REQUIRED TASK –
Quote the whole listing word for word. Do not include the pictures.

AVAILABLE DATA –
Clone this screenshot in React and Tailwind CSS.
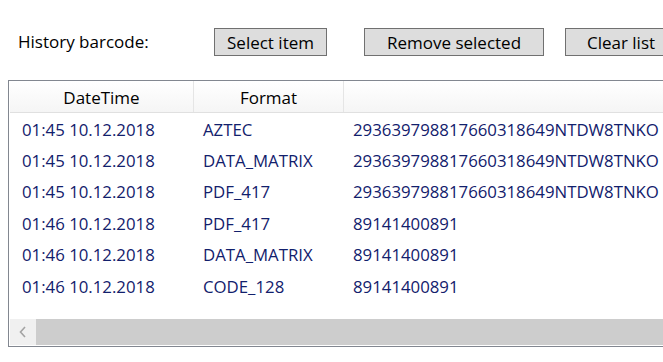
import React from 'react';

const ROWS = [
  ["01:45 10.12.2018", "AZTEC", "293639798817660318649NTDW8TNKO"],
  ["01:45 10.12.2018", "DATA_MATRIX", "293639798817660318649NTDW8TNKO"],
  ["01:45 10.12.2018", "PDF_417", "293639798817660318649NTDW8TNKO"],
  ["01:46 10.12.2018", "PDF_417", "89141400891"],
  ["01:46 10.12.2018", "DATA_MATRIX", "89141400891"],
  ["01:46 10.12.2018", "CODE_128", "89141400891"],
];

function Btn({ children, className }) {
  return (
    <button className={"h-[28px] border border-[#707070] bg-[#dddddd] text-[#000] leading-none flex items-center justify-center shrink-0 " + className}>
      {children}
    </button>
  );
}

export default function App() {
  return (
    <div className="w-[663px] h-[362px] overflow-hidden bg-white font-['Open_Sans',sans-serif] text-[17px] text-black">
      <div className="flex items-center pt-[28px]">
        <div className="w-[214px] pl-[18px] shrink-0">History barcode:</div>
        <Btn className="w-[113px]">Select item</Btn>
        <Btn className="w-[180px] ml-[37px]">Remove selected</Btn>
        <Btn className="w-[112px] ml-[21px]">Clear list</Btn>
      </div>

      <div className="mt-[24px] ml-[8px] w-[700px] h-[267px] border-l border-t border-b border-[#828790] flex flex-col">
        <div className="h-[32px] flex border-b border-[#e0e0e0] bg-gradient-to-b from-white to-[#f5f5f5] ml-[1px] shrink-0">
          <div className="w-[184px] border-r border-[#e5e5e5] flex items-center justify-center pt-[2px]">DateTime</div>
          <div className="w-[150px] border-r border-[#e5e5e5] flex items-center justify-center pt-[2px]">Format</div>
          <div className="flex-1"></div>
        </div>
        <div className="flex-1 ml-[1px] text-[#12206c] text-[16.8px]">
          {ROWS.map((r, i) => (
            <div key={i} className="h-[31.4px] flex items-center whitespace-nowrap pt-[1px]">
              <div className="w-[184px] pl-[12px]">{r[0]}</div>
              <div className="w-[150px] pl-[9px]">{r[1]}</div>
              <div className="pl-[9px]">{r[2]}</div>
            </div>
          ))}
        </div>
        <div className="h-[26px] mb-[1px] ml-[1px] flex shrink-0">
          <div className="w-[26px] bg-[#f0f0f0] flex items-center justify-center">
            <svg width="8" height="12" viewBox="0 0 8 12">
              <path d="M6 1 L1.5 6 L6 11" fill="none" stroke="#a3a3a3" strokeWidth="1.6" />
            </svg>
          </div>
          <div className="flex-1 bg-[#cdcdcd]"></div>
        </div>
      </div>
    </div>
  );
}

OUTPUT BELOW –
Clone this screenshot in React and Tailwind CSS.
import React from 'react';

const ROWS = [
  ["01:45 10.12.2018", "AZTEC", "293639798817660318649NTDW8TNKO"],
  ["01:45 10.12.2018", "DATA_MATRIX", "293639798817660318649NTDW8TNKO"],
  ["01:45 10.12.2018", "PDF_417", "293639798817660318649NTDW8TNKO"],
  ["01:46 10.12.2018", "PDF_417", "89141400891"],
  ["01:46 10.12.2018", "DATA_MATRIX", "89141400891"],
  ["01:46 10.12.2018", "CODE_128", "89141400891"],
];

function Btn({ children, className }) {
  return (
    <button className={"h-[28px] border border-[#707070] bg-[#dddddd] text-[#000] leading-none flex items-center justify-center shrink-0 " + className}>
      {children}
    </button>
  );
}

export default function App() {
  return (
    <div className="w-[663px] h-[362px] overflow-hidden bg-white font-['Open_Sans',sans-serif] text-[17px] text-black">
      <div className="flex items-center pt-[28px]">
        <div className="w-[214px] pl-[18px] shrink-0">History barcode:</div>
        <Btn className="w-[113px]">Select item</Btn>
        <Btn className="w-[180px] ml-[37px]">Remove selected</Btn>
        <Btn className="w-[112px] ml-[21px]">Clear list</Btn>
      </div>

      <div className="mt-[24px] ml-[8px] w-[700px] h-[267px] border-l border-t border-b border-[#828790] flex flex-col">
        <div className="h-[32px] flex border-b border-[#e0e0e0] bg-gradient-to-b from-white to-[#f5f5f5] ml-[1px] shrink-0">
          <div className="w-[184px] border-r border-[#e5e5e5] flex items-center justify-center pt-[2px]">DateTime</div>
          <div className="w-[150px] border-r border-[#e5e5e5] flex items-center justify-center pt-[2px]">Format</div>
          <div className="flex-1"></div>
        </div>
        <div className="flex-1 ml-[1px] text-[#12206c] text-[16.8px]">
          {ROWS.map((r, i) => (
            <div key={i} className="h-[31.4px] flex items-center whitespace-nowrap pt-[1px]">
              <div className="w-[184px] pl-[12px]">{r[0]}</div>
              <div className="w-[150px] pl-[9px]">{r[1]}</div>
              <div className="pl-[9px]">{r[2]}</div>
            </div>
          ))}
        </div>
        <div className="h-[26px] mb-[1px] ml-[1px] flex shrink-0">
          <div className="w-[26px] bg-[#f0f0f0] flex items-center justify-center">
            <svg width="8" height="12" viewBox="0 0 8 12">
              <path d="M6 1 L1.5 6 L6 11" fill="none" stroke="#a3a3a3" strokeWidth="1.6" />
            </svg>
          </div>
          <div className="flex-1 bg-[#cdcdcd]"></div>
        </div>
      </div>
    </div>
  );
}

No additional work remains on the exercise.